Standard & Poor’s said that adding $7.8 billion in debt could lead to Clorox’s BBB+ rating, the eighth-highest level of investment grade, being lowered into the ‘B’ category, which is at least four levels into junk.
Icahn has urged the board to “aggressively pursue” a deal with a strategic buyer, such as Procter & Gamble Co., Unilever NV, Colgate-Palmolive Co., Reckitt Benckiser Group Plc, Kimberly-Clark Corp. or Henkel AG.
While some of the companies may find certain Clorox’s brands attractive, they’re unlikely to buy the entire business because of its range of products, said Russo of Edward Jones. Clorox makes everything from Formula 409 kitchen cleaner to Hidden Valley Ranch salad dressing, its namesake bleach and Burt’s Bees lip balm.
Clorox gets about 80 percent of revenue in the U.S., while competitors are trying to boost sales in faster-growing emerging markets, said Rob Plaza, an analyst at the private-banking unit of KeyCorp in Cleveland, which oversees $22 billion.
‘He’s a Master’
With no other likely buyers, Clorox may be left to negotiate a higher bid from Icahn or face a proxy fight for board seats, Matt McCormick, a money manager at Cincinnati-based Bahl & Gaynor Inc., said in a phone interview. His firm oversees $4 billion.

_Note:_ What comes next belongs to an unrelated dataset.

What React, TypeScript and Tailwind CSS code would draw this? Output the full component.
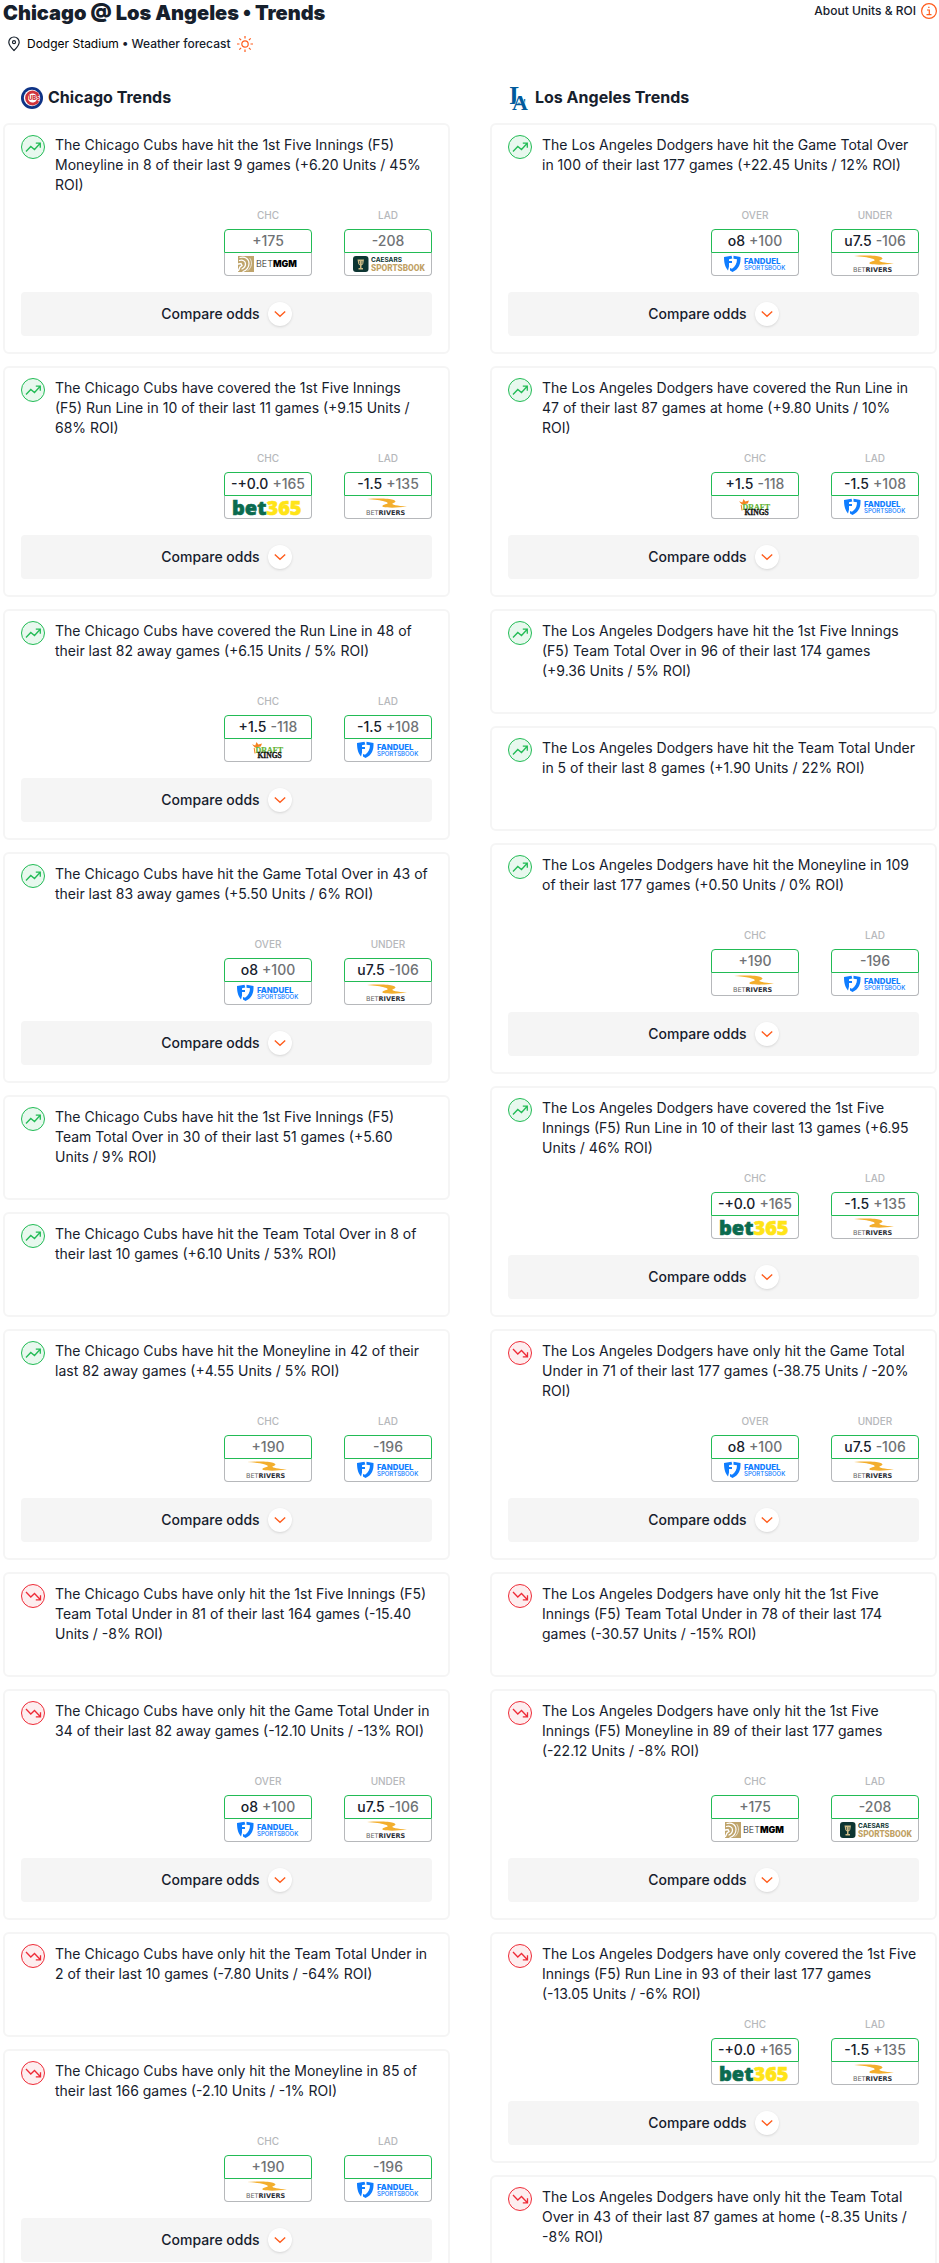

Icahn made millions in the 1980s pressuring companies from USX Corp. to Texaco Inc. to split up or boost dividends and buybacks. If he’s successful in acquiring Clorox, he “might split it up and possibly keep one of the divisions,” he said in a July 20 interview with Bloomberg’s “Street Smart with Carol Massar and Matt Miller.”
“He’s a master at this,” McCormick said. Still, “you have a real chance that Icahn will be forced to put up more or go away,” he said.